L’affaire Pasolini
Titre original : La Macchinazione
Réalisation : David Grieco
Scénario : David Grieco, Guido Bulla
Interprètes : Massimo Ranieri, Libero De Rienzo, Matteo Taranto
Editeur : Blaq Out
Durée : 1h48
Genre : Drame, Biopic, Thriller
Date de sortie cinéma : 21 août 2019
Date de sortie DVD : 2 juin 2020
Pendant l’été 1975, Pier Paolo Pasolini termine le montage de son dernier film, « Salò ou les 120 journées de Sodome ». Son œuvre suscite de fortes polémiques et provoque des débats par la radicalité des idées qu’il y exprime. Au mois d’août, le négatif original du film est dérobé et une rançon importante est exigée.

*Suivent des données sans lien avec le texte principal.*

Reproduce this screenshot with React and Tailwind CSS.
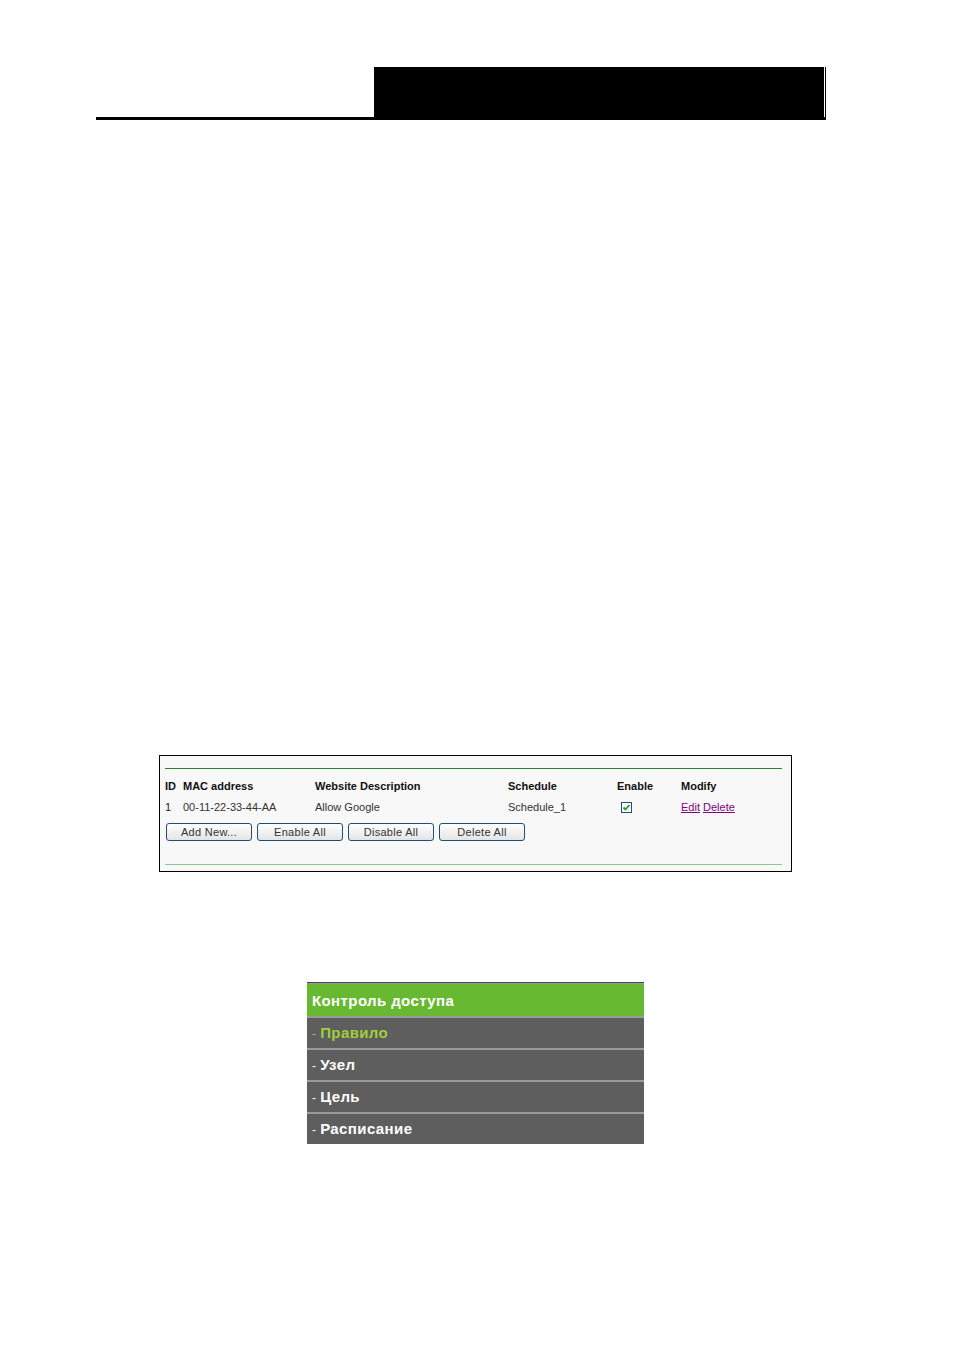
const rows = [
  { id: "1", mac: "00-11-22-33-44-AA", desc: "Allow Google", schedule: "Schedule_1" },
];

const menu = [
  { label: "Правило", active: true },
  { label: "Узел" },
  { label: "Цель" },
  { label: "Расписание" },
];

const Btn = ({ children }) => (
  <button className="h-[18px] w-[86px] rounded-[3px] border border-[#1c4f7a] bg-gradient-to-b from-white to-[#e4e4e4] text-[11px] leading-none tracking-[0.3px] text-[#333]">
    {children}
  </button>
);

export default function App() {
  return (
    <div className="w-[954px] min-h-[1350px] bg-white font-['Liberation_Sans',Arial,sans-serif]">
      {/* page header */}
      <div className="pt-[67px] pl-[96px]">
        <div className="flex w-[730px] justify-end border-b-[3px] border-black">
          <div className="h-[50px] w-[450px] bg-black" />
          <div className="w-px bg-white" />
          <div className="w-px bg-black" />
        </div>
      </div>

      {/* access control table */}
      <div className="ml-[159px] mt-[635px] h-[117px] w-[633px] border border-black bg-[#f8f8f8] pl-[5px] pr-[9px] pt-[12px]">
        <div className="h-px bg-[#2f7d3e]" />
        <div className="mt-[11px] text-[11px] text-[#111]">
          <div className="flex h-[13px] items-center font-bold">
            <span className="w-[18px]">ID</span>
            <span className="w-[132px]">MAC address</span>
            <span className="w-[193px]">Website Description</span>
            <span className="w-[109px]">Schedule</span>
            <span className="w-[64px]">Enable</span>
            <span>Modify</span>
          </div>
          {rows.map((r) => (
            <div key={r.id} className="mt-[8px] flex h-[13px] items-center text-[#333]">
              <span className="w-[18px] text-[#222]">{r.id}</span>
              <span className="w-[132px]">{r.mac}</span>
              <span className="w-[193px]">{r.desc}</span>
              <span className="w-[109px]">{r.schedule}</span>
              <span className="w-[64px] pl-[4px]">
                <span className="flex h-[11px] w-[11px] items-center justify-center border border-[#1c5180] bg-white">
                  <svg width="9" height="9" viewBox="0 0 9 9">
                    <path d="M1.5 4.5 L3.5 6.5 L7.5 2" stroke="#21a121" strokeWidth="1.8" fill="none" />
                  </svg>
                </span>
              </span>
              <span className="text-[#800080]">
                <a className="underline">Edit</a> <a className="underline">Delete</a>
              </span>
            </div>
          ))}
          <div className="mt-[9px] flex gap-[5px] pl-px">
            <Btn>Add New...</Btn>
            <Btn>Enable All</Btn>
            <Btn>Disable All</Btn>
            <Btn>Delete All</Btn>
          </div>
        </div>
        <div className="mt-[23px] h-px bg-[#8fc59c]" />
      </div>

      {/* menu */}
      <div className="ml-[307px] mt-[110px] w-[337px] font-bold">
        <div className="h-px bg-[#444]" />
        <div className="h-px bg-[#999]" />
        <div className="flex h-[32px] items-center bg-[#67b932] pl-[5px] pt-[2px] text-[15px] tracking-[0.4px] text-white">
          Контроль доступа
        </div>
        {menu.map((m) => (
          <div key={m.label}>
            <div className="h-[2px] bg-[#9a9a9a]" />
            <div className="flex h-[30px] items-center bg-[#5e5e5e] pl-[5px] pt-px text-[15px] tracking-[0.4px]">
              <span className={m.active ? "text-[#9fcf3c]" : "text-white"}>
                <span className="font-normal text-[12px]">- </span>
                {m.label}
              </span>
            </div>
          </div>
        ))}
      </div>
    </div>
  );
}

Prêt à tout pour récupérer son film, Pasolini va se laisser enfermer dans une terrible machination qui le conduira à sa perte.
Le film
[4/5]
« Le courage intellectuel de la vérité et la pratique politique sont deux choses inconciliables en Italie ». C’est par cette sentence de Pier Paolo Pasolini que commence L’affaire Pasolini, film de David Grieco. Une sentence vieille de près de 50 ans mais qui est encore souvent d’actualité, en Italie comme dans de nombreux autres pays. David Grieco a très bien connu Pasolini, dont il a été un interprète (un tout petit rôle dans Théorème alors qu’il avait 17 ans), puis un assistant (un peu plus !), puis un ami, jusqu’à son assassinat, dans la nuit du 1er au 2 novembre 1975. 45 ans après, la vérité sur cette affaire est loin d’être connue et elle ne sera peut-être jamais. En effet, il y a une thèse officielle, celle qui a été présentée au moment de l’assassinat, et de nombreuses hypothèses qui ont été soulevées par la suite et dont on peut penser que la plupart sont beaucoup plus proches de la vérité. La thèse officielle, c’est celle d’un acte isolé commis par un jeune amant de Pasolini, Giuseppe « Pino » Pelosi, mineur au moment des faits. L’utilisation des tests ADN dans les enquêtes de police ne commencera que 10 ans plus tard et, de plus, Pino Pelosi a reconu les faits. Il a été jugé, il a été condamné à 9 ans et 7 mois de prison, la peine maximale qu’il pouvait encourir en qualité de mineur. Et puis, en 2005, il s’est rétracté, proclamant qu’il était innocent, que les coupables étaient un groupe d’individus qui avait fomenté une machination pour se débarrasser de Pasolini et que, s’il avait avoué les faits et n’avait pas changé sa version jusque là, c’était par peur des représailles sur lui et sur sa famille. Une nouvelle enquête a été lancée en 2010 et Pino Pelosi est mort en 2017 ! Fin de l’histoire ?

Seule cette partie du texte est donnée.